Some of you may have turkey on your mind, while others think past the feast and on to the online shopping.  Deals like “free Apple iPad if you click here” or “check out this site for 50% off all designer watches” sound too good to be true.  In fact, these deals are too good to be true.

The arrival of the shopping season brings more chances for consumers to fall prey to Internet shopping scams and cybercrime.  A record number of Americans plan to shop online this holiday season.   According to the National Retail Holiday (NRH) Consumer Spending Survey, 51.8 percent of consumers expect to utilize the Internet to purchase gifts and other holiday-related items this year.  In fact, the survey suggests that the average shopper expects to conduct nearly 40 percent of their holiday purchases on retail and company websites.  With cybercrime steadily increasing, consumers need to incorporate caution into buying decisions as they usher in the holiday spending season.

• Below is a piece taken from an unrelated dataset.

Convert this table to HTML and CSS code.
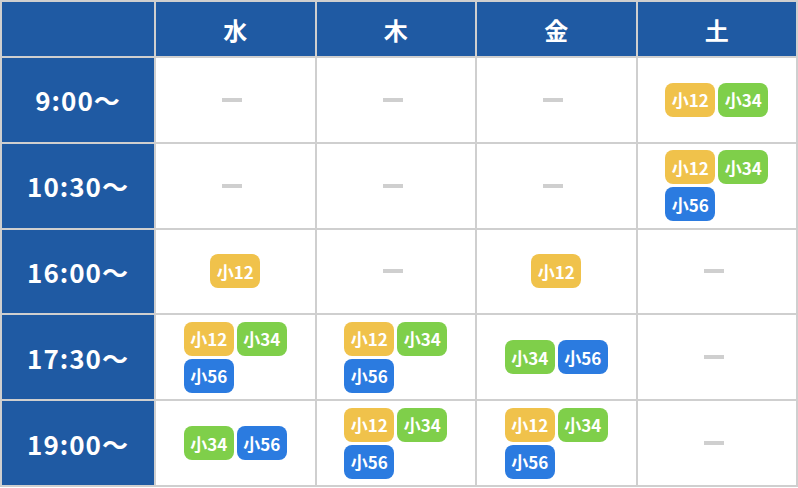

The world of Internet shopping offers vast possibilities to busy Americans looking for quick purchasing options.  According to NRH, comparative shopping options also represent a key portion of the Internet retail market.  As more Americans turn to the Internet for purchasing choices, hackers and thieves await greater gains through cybercrime.  A new study by Norton indicates that cybercrime claims 18 adult victims every second.  This means that over 1.5 million cybercrime victims are added to the digital misconduct list daily with losses averaging US $197 per victim globally.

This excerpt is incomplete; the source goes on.